Total royalties decreased 6% to $16.6 million for the third quarter of 2002 from $17.7 million for the same period last year. The decrease was due to lower natural gas and light oil revenue. Total royalties for the third quarter of 2002 were 16.8% of sales compared to 16.5% of sales for the same period a year ago. For the third quarter of 2002, royalties were 15.7% of sales for light oil, 15.4% for heavy oil and 21.3% for natural gas. These rates compared to 19.5%, 13.4% and 22.3%, respectively, for the same period last year.

For the nine months ended September 30, 2002, total royalties decreased 14% to $42.3 million from $49.4 million for the same period last year. Total royalties for the period were 15.7% of sales compared to 17.6% of sales for the corresponding period last year. For the first nine months of 2002, royalties were 16.1% of sales for light oil, 14.2% for heavy oil and 19.5% for natural gas.
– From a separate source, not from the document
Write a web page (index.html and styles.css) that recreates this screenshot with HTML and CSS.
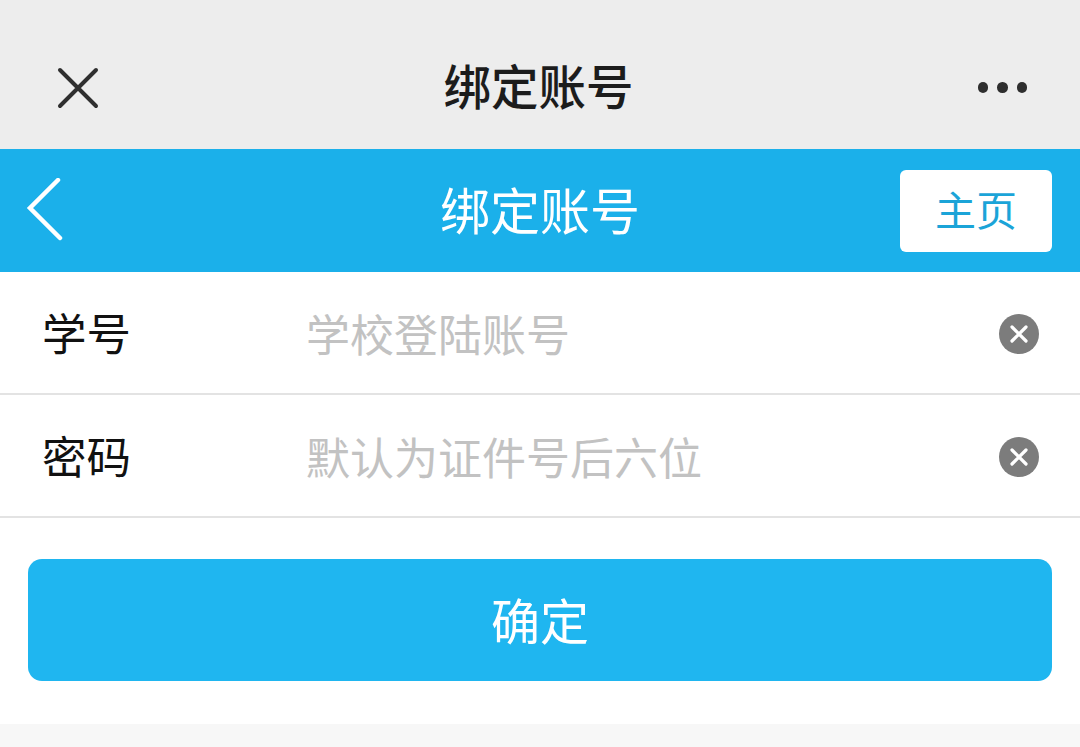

These rates compared to 19.4%, 10.9% and 26.5%, respectively, for the same period in 2001.

OPERATING EXPENSES

Operating expenses for the third quarter of 2002 decreased 21% to $18.6 million from $23.6 million for the corresponding quarter last year. This decrease is attributable to a 20% decrease in overall production as well as the disposition of higher operating cost properties. Operating expenses were $5.27 per boe for the third quarter of 2002 compared to $5.31 per boe for the third quarter of 2001. For the third quarter of 2002, operating expenses were $5.84 per barrel of light oil, $6.00 per barrel of heavy oil and $0.61 per mcf of natural gas. The operating expenses by product for the same period last year were $6.73, $5.51 and $0.70, respectively.

Operating expenses for the first nine months of 2002 decreased 11% to $55.4 million from $62.5 million for the corresponding period of 2001. This decrease is primarily due to the same factors as noted for the third quarter comparison. Operating expenses were $5.21 per boe for the first nine months of 2002 compared to $5.25 per boe a year ago. For the first nine months of 2002, operating expenses were $6.04 per barrel of light oil, $5.91 per barrel of heavy oil and $0.60 per mcf of natural gas versus $6.81, $5.62 and $0.62, respectively, for the same period a year earlier.

 

 

5



 

 

GENERAL AND ADMINISTRATIVE EXPENSES

General and administrative expenses for the third quarter of 2002 increased to $1.7 million from $1.4 million for the same quarter of 2001. On a unit of production basis, these expenses increased from $0.31 per boe to $0.49 per boe mainly due to lower production. In accordance with full cost accounting policy, $1.7 million of expenses were capitalized in the third quarter of 2002 compared to $1.4 million in the same quarter last year.

General and administrative expenses increased to $5.1 million for the nine months ended September 30, 2002 from $3.8 million for the same period last year. On a unit of production basis, these expenses increased from $0.32 per boe to $0.48 per boe. In accordance with full cost accounting policy, $5.1 million of expenses were capitalized in the first nine months of 2002 compared to $3.8 million in the same period a year ago.

INTEREST EXPENSES

Interest expenses on long-term notes and bank debt decreased to $6.3 million for the third quarter of 2002 from $10.0 million for the same quarter last year. For the first nine months of 2002, interest expenses decreased to $17.2 million from $23.4 million for the same period last year. Average debt levels were lower during the first nine months of 2002 as the outstanding bank debt was reduced and interest rates on the Company’s senior secured notes and senior subordinated notes were reduced from 7.23 to 5.1 percent and from 10.5 to 8.6 percent, respectively, as a result of the interest rate swaps that the Company negotiated in December 2001. The interest rate swaps were settled during the third quarter for total proceeds of $14.1 million, which is being amortized as a reduction of interest expense over the original terms of the swap agreements.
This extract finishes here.